# First Notebook: Basic Walkthrough of XGBoost
@dzhang203 // init 2019-05-21, updated 2019-06-12

Resources:

* [Official XGBoost python introduction](https://xgboost.readthedocs.io/en/latest/python/python_intro.html)
* [XGBoost python demos](https://github.com/dmlc/xgboost/tree/master/demo/guide-python)

In [None]:
import os
import numpy as np
import matplotlib as plt # check on this...
# import scipy.sparse
import xgboost as xgb

In [None]:
os.getcwd()

In [None]:
PATH_DATA = '../data/'

# Load data
Data for XGBoost models are stored in the [DMatrix](https://xgboost.readthedocs.io/en/latest/python/python_api.html#xgboost.DMatrix) data structure. Unlike the [DataFrame](https://pandas.pydata.org/pandas-docs/stable/reference/api/pandas.DataFrame.html) structure from pandas, DMatrix appears optimized for computational speed rather than adhoc inspection of the data.

XGBoost can [read data](https://xgboost.readthedocs.io/en/latest/python/python_intro.html#data-interface) from many formats, including csv files, pandas DataFrames, and more.

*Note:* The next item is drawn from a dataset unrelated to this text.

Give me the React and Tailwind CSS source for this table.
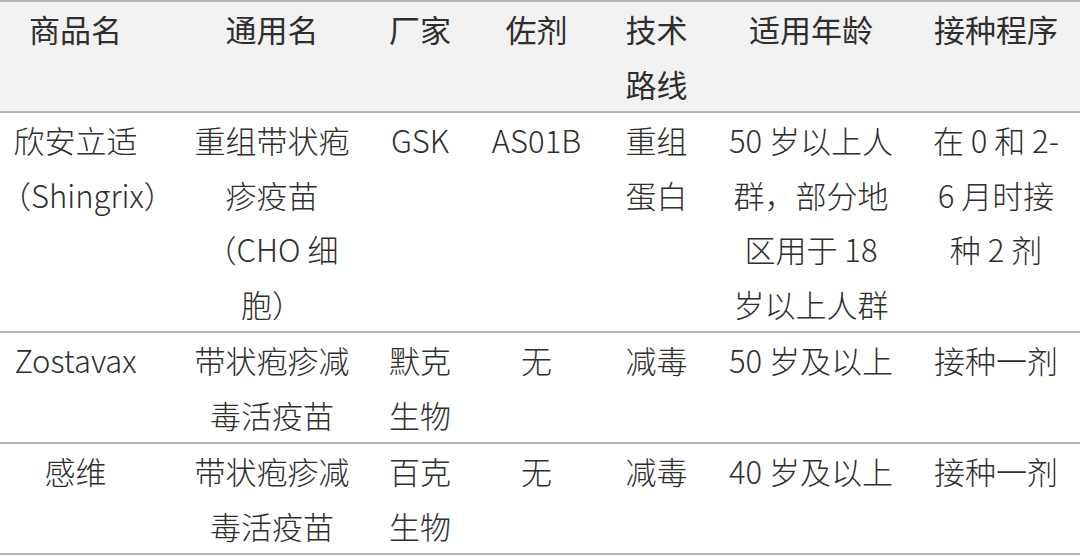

One possible data workflow for an XGBoost project:
1. Query the data from source tables.
2. Inspect a sample of the raw data using pandas, matplotlib, and seaborn.
3. Clean the raw data (using pandas for small data, or some more scalable solution for big data).
4. Prepare the raw data (using natural language processing, [one-hot encoding](https://scikit-learn.org/stable/modules/generated/sklearn.preprocessing.OneHotEncoder.html) for categorical data, etc.).
5. Train your boosting model.
6. Evaluate performance, troubleshoot, understand, and visualize.

In [None]:
# load data from text files
dtrain = xgb.DMatrix(PATH_DATA + 'agaricus.txt.train')
dtest = xgb.DMatrix(PATH_DATA + 'agaricus.txt.test')

In [None]:
dtrain.num_col()

In [None]:
dtrain.num_row()

In [None]:
print(dtrain.feature_names)

In [None]:
# specify parameters via map
param = {
    'max_depth': 2,
    'eta': 1,
    'silent': 1,
    'objective': 'binary:logistic'
}

In [None]:
# specify validations to watch performance
watchlist = [(dtest, 'eval'), (dtrain, 'train')]
num_round = 2

# Train model

In [None]:
# train model
bst = xgb.train(param,
                dtrain,
                num_round,
                watchlist)

# Project to obtain predictions

In [None]:
preds = bst.predict(dtest)

In [None]:
labels = dtest.get_label()
print('error=%f' % (sum(1 for i in range(len(preds)) if int(preds[i] > 0.5) != labels[i]) / float(len(preds))))

# Understanding our results

In [None]:
xgb.plot_importance(bst)

In [None]:
xgb.plot_tree(bst, num_trees=2)